_Task to complete:_ Whenever a line contains the string "index", copy it out of the entries.

[Dataset excerpts start]

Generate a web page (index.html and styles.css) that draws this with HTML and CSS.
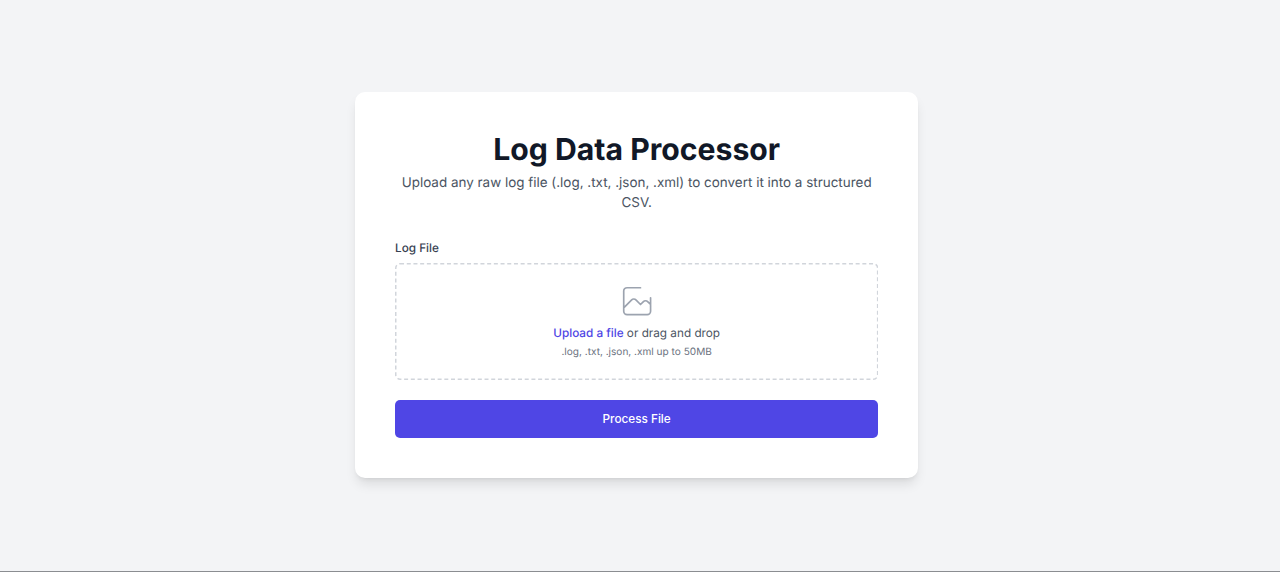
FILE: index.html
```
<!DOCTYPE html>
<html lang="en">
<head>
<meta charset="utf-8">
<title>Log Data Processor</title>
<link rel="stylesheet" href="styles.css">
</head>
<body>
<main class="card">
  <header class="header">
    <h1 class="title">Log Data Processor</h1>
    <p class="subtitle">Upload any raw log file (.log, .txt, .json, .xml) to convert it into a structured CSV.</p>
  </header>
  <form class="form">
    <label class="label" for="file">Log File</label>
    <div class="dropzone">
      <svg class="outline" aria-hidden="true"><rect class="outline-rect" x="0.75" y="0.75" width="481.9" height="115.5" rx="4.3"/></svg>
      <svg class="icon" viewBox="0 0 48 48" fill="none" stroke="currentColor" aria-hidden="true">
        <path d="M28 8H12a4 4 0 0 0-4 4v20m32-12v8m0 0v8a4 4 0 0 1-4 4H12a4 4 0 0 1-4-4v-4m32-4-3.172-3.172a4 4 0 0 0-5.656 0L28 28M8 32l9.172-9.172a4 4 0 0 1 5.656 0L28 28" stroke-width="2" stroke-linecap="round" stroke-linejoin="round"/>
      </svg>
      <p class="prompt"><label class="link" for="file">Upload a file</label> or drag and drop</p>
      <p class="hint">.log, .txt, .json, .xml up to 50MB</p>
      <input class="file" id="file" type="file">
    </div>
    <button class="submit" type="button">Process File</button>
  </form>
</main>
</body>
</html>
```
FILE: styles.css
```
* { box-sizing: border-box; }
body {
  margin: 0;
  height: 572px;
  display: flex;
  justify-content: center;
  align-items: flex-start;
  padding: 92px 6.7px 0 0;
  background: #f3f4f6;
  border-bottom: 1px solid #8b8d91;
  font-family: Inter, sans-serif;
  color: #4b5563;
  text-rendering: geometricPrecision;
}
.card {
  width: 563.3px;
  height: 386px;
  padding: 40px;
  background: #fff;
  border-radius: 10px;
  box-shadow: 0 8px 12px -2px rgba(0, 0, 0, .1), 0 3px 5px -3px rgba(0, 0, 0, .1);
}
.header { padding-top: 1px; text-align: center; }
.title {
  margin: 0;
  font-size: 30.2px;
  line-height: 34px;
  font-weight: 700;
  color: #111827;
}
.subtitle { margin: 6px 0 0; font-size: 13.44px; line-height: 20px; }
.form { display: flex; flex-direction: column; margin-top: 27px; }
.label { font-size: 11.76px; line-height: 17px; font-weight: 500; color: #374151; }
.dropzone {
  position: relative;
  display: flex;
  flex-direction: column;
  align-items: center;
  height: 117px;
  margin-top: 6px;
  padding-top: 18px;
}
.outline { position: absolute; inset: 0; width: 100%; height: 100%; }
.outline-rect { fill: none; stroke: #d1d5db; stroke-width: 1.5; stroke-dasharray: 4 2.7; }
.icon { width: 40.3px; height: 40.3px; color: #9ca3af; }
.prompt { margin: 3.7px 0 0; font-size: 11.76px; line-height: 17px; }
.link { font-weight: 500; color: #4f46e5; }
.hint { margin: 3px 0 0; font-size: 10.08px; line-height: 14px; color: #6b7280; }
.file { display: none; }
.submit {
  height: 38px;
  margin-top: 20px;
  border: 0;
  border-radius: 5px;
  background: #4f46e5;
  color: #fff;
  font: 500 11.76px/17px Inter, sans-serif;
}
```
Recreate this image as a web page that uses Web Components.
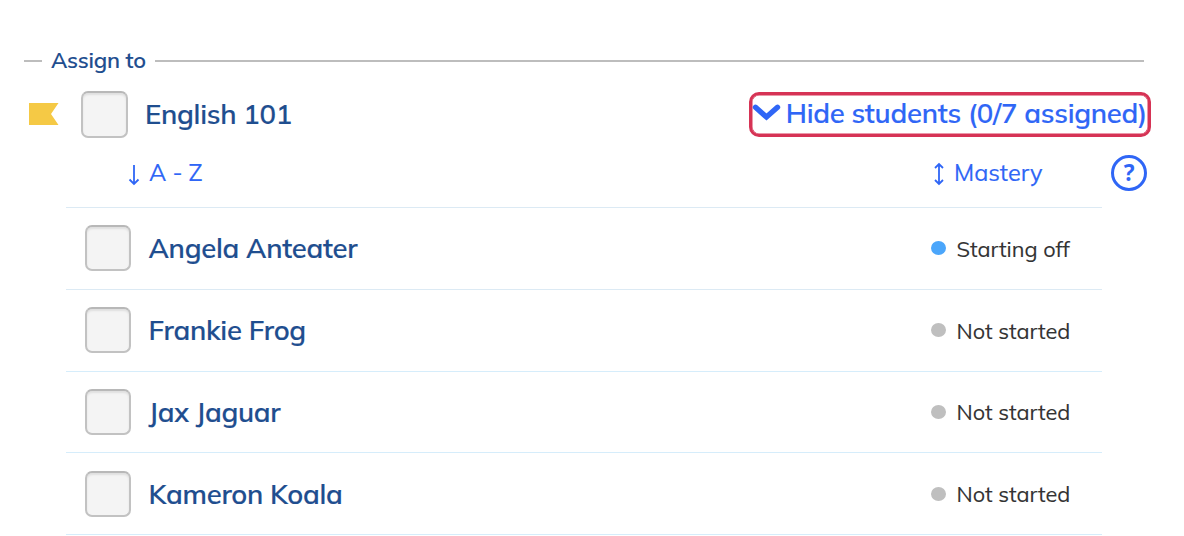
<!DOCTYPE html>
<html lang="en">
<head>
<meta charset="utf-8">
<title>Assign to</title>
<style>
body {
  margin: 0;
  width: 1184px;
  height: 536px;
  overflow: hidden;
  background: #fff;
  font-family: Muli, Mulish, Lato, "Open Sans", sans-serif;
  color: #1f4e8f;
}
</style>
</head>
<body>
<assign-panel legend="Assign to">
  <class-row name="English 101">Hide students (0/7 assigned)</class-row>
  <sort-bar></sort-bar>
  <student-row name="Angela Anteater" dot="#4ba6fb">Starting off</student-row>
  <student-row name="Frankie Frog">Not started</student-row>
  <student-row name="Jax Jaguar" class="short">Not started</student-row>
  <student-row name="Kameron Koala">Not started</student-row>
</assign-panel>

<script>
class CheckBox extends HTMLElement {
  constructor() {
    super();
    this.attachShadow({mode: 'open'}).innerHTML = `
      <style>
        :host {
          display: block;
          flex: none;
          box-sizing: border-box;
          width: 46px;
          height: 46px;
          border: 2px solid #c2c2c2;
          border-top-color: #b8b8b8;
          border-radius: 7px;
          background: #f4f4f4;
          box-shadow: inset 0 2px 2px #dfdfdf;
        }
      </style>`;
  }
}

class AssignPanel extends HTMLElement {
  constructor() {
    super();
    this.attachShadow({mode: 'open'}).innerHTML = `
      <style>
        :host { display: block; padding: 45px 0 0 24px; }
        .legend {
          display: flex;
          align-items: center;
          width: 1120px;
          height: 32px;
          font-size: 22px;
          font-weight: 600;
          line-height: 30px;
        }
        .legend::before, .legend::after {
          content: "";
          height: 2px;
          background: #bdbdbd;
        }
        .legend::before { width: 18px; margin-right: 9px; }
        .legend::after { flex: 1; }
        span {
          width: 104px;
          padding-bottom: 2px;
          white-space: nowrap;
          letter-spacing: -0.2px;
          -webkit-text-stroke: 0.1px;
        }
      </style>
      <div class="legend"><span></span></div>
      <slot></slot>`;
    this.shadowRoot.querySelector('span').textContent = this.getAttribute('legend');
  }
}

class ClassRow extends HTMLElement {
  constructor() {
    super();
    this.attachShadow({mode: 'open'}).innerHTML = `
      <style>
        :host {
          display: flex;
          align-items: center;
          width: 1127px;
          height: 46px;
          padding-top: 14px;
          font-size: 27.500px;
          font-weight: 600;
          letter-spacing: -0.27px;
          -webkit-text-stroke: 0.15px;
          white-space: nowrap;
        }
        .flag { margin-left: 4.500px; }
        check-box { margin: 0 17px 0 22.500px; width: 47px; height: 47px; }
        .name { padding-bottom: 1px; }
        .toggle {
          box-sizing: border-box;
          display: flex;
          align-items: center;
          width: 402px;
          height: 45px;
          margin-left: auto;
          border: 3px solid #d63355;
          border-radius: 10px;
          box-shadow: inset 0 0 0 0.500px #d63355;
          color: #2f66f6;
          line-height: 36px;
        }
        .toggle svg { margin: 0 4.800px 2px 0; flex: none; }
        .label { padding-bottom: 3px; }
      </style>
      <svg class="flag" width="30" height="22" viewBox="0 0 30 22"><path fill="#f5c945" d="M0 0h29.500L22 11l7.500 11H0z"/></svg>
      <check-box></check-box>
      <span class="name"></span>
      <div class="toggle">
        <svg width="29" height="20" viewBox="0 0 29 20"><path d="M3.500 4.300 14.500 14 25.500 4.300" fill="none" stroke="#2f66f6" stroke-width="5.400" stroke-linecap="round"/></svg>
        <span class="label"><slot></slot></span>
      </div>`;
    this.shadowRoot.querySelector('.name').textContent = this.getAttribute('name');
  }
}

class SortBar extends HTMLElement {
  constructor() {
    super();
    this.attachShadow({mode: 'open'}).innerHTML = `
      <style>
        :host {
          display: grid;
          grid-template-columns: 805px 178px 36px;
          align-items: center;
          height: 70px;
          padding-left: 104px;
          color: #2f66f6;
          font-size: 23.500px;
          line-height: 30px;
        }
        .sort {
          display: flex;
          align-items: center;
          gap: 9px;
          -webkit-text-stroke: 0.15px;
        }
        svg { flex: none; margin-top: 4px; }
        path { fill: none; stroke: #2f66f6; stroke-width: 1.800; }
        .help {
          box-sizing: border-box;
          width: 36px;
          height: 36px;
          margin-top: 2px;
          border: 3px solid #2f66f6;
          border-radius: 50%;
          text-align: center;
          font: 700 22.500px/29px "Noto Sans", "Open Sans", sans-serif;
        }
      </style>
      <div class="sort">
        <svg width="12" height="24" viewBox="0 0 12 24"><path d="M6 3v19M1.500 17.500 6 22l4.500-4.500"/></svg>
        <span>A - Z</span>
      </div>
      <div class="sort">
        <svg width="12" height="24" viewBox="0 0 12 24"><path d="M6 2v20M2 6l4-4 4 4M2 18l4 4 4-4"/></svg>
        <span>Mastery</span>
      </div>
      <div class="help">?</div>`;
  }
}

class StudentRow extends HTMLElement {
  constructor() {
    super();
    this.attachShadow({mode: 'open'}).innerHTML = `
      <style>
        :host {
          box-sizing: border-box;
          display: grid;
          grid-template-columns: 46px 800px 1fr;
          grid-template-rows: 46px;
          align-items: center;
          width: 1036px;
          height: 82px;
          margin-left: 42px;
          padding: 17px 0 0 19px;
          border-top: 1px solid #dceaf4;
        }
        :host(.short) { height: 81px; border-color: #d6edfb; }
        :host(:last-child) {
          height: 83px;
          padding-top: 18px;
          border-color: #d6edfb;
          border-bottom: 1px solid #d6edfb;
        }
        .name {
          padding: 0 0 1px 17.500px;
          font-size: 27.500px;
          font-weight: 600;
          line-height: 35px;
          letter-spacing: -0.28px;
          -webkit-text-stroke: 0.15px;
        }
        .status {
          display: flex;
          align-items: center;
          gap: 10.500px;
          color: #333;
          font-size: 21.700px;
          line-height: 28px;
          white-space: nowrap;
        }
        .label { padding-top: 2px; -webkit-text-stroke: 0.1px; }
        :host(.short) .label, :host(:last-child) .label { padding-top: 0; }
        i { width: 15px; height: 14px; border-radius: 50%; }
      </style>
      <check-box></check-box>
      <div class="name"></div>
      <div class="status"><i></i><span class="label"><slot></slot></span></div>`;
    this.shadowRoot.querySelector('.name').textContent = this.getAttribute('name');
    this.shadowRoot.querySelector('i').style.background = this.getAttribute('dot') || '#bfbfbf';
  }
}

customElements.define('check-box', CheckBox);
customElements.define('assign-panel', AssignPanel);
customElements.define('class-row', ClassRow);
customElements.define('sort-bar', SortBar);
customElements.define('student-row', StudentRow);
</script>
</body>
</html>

[Dataset excerpts end]

_Result of this exercise:_
Generate a web page (index.html and styles.css) that draws this with HTML and CSS.
FILE: index.html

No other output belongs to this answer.